Lattice dynamics of transition metals in the resonance model

Abstract
In this paper we reformulate the lattice dynamics of the transition metals in the framework of the recently proposed transition-metal model-potential (TMMP) method in order to study the nonlocal effects arising from the strong energy dependence of the l=2 resonant term in the TMMP. Starting from the most general form of the electronic contribution to the dynamical matrix in the harmonic and self-consistent-field approximations, which involves the exact expression for the dielectric matrix ε(q+g,q+g) in the random-phase approximation, we apply a model-potential transformation to the true Bloch functions in the expression. The transformation shows that the modification of the free-electron (Lindhard) expression for the dielectric matrix arises from the depletion hole associated with the nonlocality (E dependence) of the TMMP and the dominant contribution to the depletion hole comes from the strong energy dependence of the l=2 resonant term.
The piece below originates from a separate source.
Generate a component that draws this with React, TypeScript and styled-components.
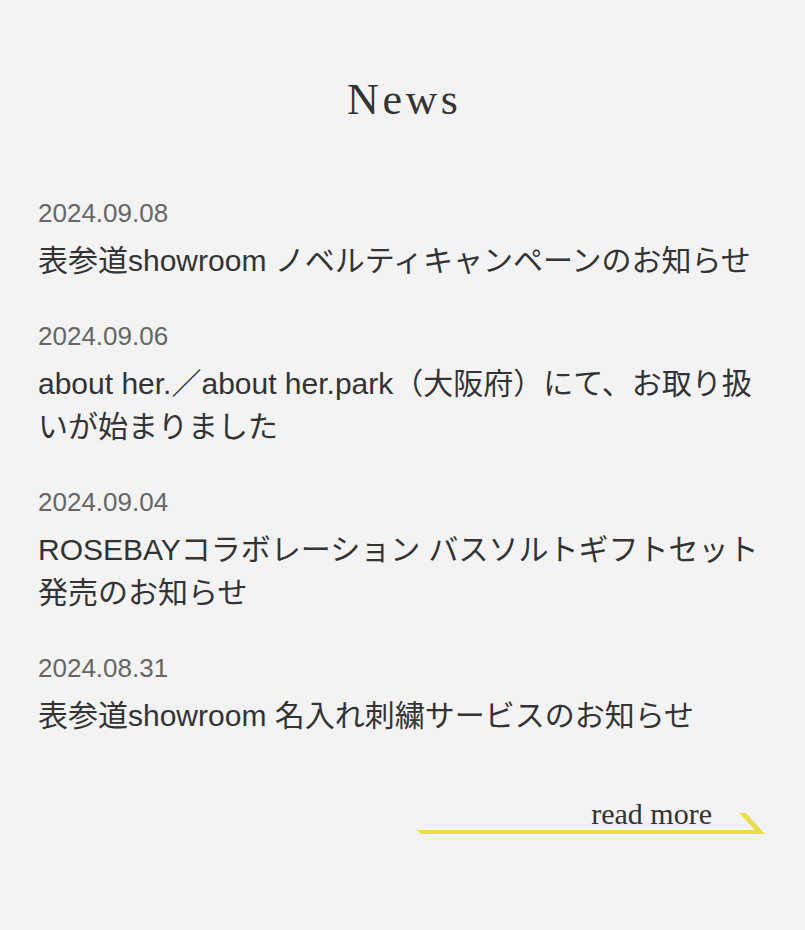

Finite-depletion hole is obtained by using the T matrix for the l=2 partial-wave electron-phonon scattering to handle the singularity in the TMMP well depth, A2(E)(EdE)1 at the resonance energy Ed. Numerical results are obtained for the typical body-centered-cubic transition metal, vanadium, for which we have enough atomic spectroscopic data and for which no previous calculation of the phonon spectrum has been reported. The l=2 resonance is found to determine a large percentage of the soft modes in the phonon spectrum, and the overall agreement with the experimental result of Colella and Batterman is good except for the lower [110] transverse branch.